16. A pumping piston according to claim 14 wherein the valve is a flap valve comprising two or more convergent flaps biased closed against each other and which part in response to flow toward the dispensing opening.

17. A pumping piston according to claim 14 wherein the resilient flexible polymer material different from the plastics material is an elastomer material.

18. A pumping piston according to claim 14 wherein a barrier layer of a resiliently flexible polymer material on the pumping piston is integrally formed with such a valve.

19. A dispensing pump for a viscous fluid material, in particular for a dentifrice such as a toothpaste or tooth-cleaning gel, provided with a pumping piston and/or a floating piston according to any one of the preceding claims.

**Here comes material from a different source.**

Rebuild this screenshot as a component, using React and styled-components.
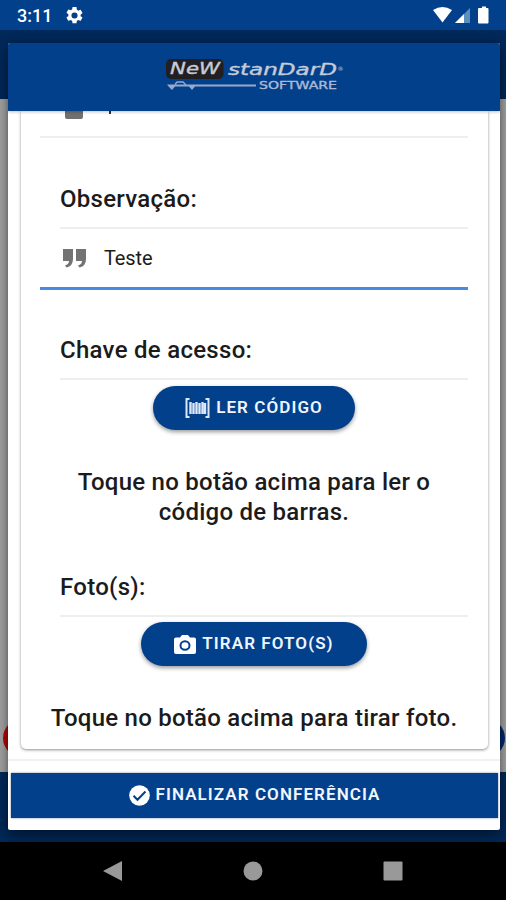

20. A process for making a pumping piston according to claim 1 wherein a plastics material part of the piston is made first, and is then enclosed in a mould defining the shape of the barrier layer, and the barrier layer of an injectable polymer material is formed by injecting the barrier layer material into the mould to form the barrier layer in contact with the plastics material.

21. A process for making a floating piston according to claim 6 wherein a plastics material part of the piston is made first, and is then enclosed in a mould defining the shape of the barrier layer, and the barrier layer of an injectable polymer material is formed by injecting the barrier layer material into the mould to form the barrier layer in contact with the plastics material.

22. A floating piston according to claim 6 wherein the barrier layer is a material which has a lower permeability toward a component of the viscous fluid material and/or toward a component of the environment, than the permeability toward the component(s) of the plastic material.

23. A floating piston according to claim 6 wherein the barrier layer is a material having a low friction with the inner surface of the body and able to form a sliding seal with the inner surface of the body, and part of the rim which forms the sliding seal is made of the material of the barrier layer.